Exercise description: Look through the lines below and extract each one that contains "html".

Supplied material:
################

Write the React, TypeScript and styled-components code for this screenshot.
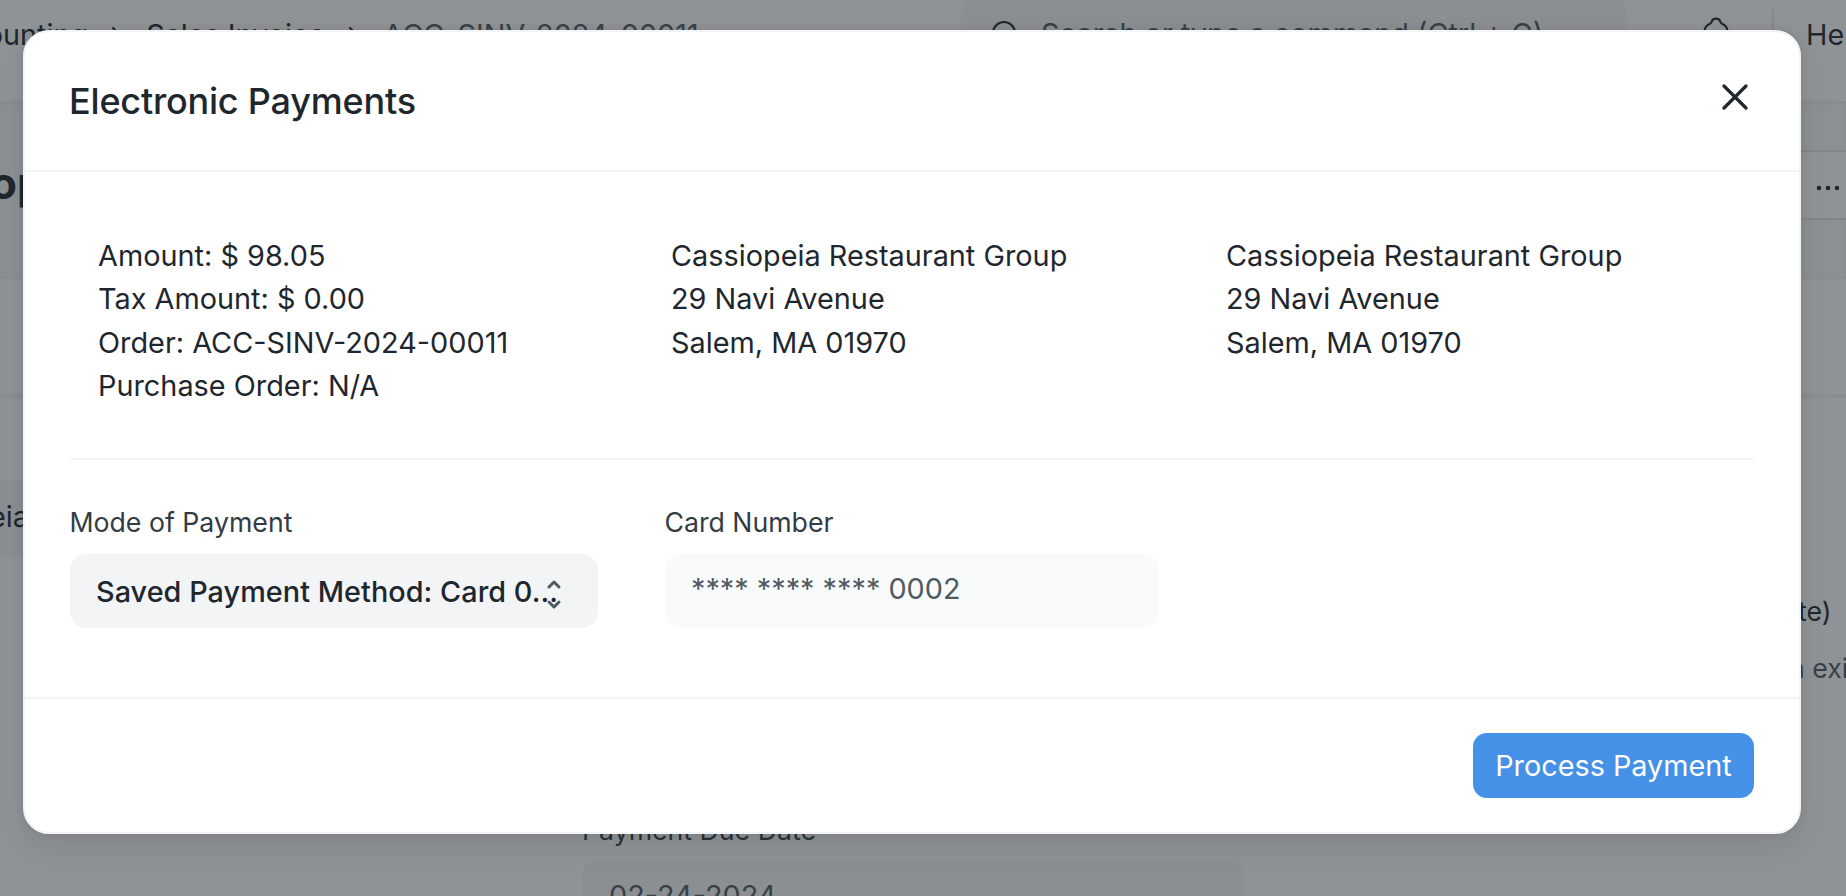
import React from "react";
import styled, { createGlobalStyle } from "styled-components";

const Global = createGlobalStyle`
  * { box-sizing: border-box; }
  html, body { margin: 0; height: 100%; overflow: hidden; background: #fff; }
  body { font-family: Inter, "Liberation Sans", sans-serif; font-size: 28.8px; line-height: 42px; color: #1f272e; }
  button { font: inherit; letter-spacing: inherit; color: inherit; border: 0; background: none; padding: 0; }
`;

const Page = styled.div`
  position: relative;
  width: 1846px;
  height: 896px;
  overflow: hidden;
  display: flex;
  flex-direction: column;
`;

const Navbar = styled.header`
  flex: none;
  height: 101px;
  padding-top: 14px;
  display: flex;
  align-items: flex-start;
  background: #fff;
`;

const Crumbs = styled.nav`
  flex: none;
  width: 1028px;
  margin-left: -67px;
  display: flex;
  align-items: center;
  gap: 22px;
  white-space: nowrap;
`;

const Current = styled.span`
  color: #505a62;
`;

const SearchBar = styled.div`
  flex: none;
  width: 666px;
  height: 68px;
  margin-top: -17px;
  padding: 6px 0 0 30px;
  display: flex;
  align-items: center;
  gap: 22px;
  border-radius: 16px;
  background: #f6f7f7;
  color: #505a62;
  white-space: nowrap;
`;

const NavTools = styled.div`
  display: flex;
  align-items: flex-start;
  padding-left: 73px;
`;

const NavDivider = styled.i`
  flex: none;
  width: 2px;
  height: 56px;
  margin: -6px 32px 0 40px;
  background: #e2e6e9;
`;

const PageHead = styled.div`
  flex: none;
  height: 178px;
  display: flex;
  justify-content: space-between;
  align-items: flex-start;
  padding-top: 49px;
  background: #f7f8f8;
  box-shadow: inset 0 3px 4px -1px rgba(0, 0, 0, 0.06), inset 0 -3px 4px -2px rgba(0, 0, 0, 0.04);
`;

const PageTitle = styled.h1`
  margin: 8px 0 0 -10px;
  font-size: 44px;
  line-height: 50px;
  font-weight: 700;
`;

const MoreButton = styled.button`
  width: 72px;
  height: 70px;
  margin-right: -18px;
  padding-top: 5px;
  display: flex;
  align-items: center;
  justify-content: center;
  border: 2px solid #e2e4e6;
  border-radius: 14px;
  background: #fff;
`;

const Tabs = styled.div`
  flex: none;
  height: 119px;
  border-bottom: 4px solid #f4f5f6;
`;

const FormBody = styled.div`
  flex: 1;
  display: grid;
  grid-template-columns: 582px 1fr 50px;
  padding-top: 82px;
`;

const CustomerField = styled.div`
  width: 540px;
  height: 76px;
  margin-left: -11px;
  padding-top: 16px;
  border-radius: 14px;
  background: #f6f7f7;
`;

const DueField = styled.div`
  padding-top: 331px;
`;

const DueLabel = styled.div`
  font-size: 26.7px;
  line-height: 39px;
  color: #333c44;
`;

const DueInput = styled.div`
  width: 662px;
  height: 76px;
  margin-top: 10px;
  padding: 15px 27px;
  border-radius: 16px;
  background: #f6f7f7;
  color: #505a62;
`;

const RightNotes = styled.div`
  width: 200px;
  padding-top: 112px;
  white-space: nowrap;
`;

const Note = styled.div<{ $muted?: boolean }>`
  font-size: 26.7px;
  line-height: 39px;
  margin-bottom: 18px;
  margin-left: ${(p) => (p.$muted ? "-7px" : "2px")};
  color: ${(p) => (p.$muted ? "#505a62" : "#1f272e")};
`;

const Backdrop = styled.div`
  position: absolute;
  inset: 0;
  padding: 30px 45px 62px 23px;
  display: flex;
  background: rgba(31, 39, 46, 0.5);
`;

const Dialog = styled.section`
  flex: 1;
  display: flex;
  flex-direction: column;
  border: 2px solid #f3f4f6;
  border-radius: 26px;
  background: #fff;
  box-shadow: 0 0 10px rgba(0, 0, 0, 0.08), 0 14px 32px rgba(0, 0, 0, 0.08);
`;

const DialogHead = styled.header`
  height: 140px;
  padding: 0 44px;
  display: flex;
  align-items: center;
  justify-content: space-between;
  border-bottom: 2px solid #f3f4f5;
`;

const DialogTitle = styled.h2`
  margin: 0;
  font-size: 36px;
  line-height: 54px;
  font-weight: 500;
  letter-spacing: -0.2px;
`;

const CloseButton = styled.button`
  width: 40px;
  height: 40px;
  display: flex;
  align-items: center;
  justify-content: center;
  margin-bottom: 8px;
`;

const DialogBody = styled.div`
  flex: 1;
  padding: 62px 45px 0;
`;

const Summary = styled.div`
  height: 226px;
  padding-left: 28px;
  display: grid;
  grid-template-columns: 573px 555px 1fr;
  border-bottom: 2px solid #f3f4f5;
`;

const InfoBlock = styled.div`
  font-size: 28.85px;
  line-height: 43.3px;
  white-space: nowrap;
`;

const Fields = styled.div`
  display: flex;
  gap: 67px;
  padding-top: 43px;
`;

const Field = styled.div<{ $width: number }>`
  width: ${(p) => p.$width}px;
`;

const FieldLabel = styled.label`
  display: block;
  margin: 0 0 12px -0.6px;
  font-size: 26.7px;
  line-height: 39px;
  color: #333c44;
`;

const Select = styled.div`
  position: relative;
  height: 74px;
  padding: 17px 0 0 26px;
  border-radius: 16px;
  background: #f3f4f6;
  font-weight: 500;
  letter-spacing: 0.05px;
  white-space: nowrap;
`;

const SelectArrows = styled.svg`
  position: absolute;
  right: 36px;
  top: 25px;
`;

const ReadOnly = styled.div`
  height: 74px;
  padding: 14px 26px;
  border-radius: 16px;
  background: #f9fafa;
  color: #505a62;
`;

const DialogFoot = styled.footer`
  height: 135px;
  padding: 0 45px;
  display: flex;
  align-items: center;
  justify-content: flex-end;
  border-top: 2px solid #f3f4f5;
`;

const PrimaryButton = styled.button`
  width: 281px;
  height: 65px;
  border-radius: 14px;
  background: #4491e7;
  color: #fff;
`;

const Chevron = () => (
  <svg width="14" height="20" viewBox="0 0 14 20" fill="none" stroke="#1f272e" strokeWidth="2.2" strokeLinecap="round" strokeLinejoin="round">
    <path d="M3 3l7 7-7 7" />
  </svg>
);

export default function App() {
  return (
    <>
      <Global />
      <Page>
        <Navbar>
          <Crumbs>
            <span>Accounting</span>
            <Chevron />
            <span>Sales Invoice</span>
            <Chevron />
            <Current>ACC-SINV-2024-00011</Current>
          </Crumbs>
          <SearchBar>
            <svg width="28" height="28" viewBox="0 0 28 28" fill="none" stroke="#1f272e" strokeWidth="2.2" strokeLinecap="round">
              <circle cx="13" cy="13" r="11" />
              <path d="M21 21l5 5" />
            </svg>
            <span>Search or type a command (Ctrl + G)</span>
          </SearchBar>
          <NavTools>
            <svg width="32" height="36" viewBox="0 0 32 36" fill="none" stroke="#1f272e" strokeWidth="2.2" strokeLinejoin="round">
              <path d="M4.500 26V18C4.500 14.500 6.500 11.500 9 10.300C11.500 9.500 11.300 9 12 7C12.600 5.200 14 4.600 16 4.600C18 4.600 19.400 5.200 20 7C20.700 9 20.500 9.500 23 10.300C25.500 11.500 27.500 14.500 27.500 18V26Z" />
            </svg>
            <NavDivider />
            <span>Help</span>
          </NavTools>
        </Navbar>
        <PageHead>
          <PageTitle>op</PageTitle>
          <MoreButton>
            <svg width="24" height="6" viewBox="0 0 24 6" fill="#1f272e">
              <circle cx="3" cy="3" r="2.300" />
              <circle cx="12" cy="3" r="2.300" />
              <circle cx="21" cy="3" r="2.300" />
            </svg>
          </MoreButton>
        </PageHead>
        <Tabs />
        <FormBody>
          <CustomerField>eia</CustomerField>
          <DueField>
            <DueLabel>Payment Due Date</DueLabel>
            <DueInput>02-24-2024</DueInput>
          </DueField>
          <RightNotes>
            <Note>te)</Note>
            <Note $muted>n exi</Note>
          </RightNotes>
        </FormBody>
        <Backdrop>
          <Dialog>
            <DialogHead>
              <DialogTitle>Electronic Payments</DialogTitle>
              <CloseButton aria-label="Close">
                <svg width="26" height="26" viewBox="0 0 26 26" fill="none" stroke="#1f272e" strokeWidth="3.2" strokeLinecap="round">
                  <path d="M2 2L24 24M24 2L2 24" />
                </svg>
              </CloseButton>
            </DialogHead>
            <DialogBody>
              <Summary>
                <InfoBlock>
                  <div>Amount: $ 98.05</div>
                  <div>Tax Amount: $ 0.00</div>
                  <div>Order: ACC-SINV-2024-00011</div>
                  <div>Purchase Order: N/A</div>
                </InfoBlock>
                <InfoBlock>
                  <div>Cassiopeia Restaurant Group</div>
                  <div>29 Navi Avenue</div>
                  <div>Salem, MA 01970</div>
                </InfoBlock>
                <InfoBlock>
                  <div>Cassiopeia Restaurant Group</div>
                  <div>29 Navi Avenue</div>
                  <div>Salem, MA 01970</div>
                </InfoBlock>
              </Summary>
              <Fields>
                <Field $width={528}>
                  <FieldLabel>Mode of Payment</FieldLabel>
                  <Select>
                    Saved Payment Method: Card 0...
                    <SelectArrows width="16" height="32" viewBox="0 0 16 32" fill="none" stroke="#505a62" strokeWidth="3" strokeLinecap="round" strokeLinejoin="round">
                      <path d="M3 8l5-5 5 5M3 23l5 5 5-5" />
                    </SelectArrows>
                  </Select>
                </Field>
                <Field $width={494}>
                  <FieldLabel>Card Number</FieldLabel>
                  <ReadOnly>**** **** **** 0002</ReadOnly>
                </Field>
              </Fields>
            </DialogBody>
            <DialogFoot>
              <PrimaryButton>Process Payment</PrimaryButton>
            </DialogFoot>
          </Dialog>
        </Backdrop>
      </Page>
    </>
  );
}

################

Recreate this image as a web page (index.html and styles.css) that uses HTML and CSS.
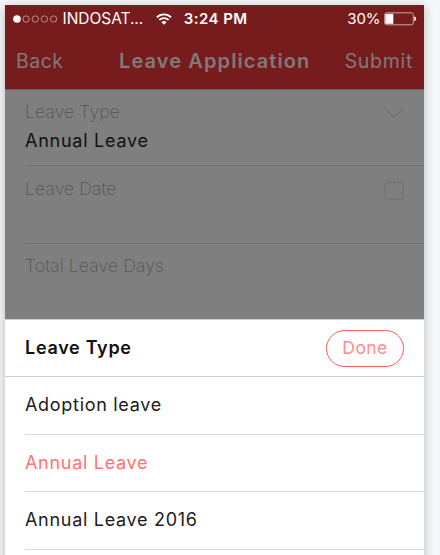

################

Correct response:
  html, body { margin: 0; height: 100%; overflow: hidden; background: #fff; }
Recreate this image as a web page (index.html and styles.css) that uses HTML and CSS.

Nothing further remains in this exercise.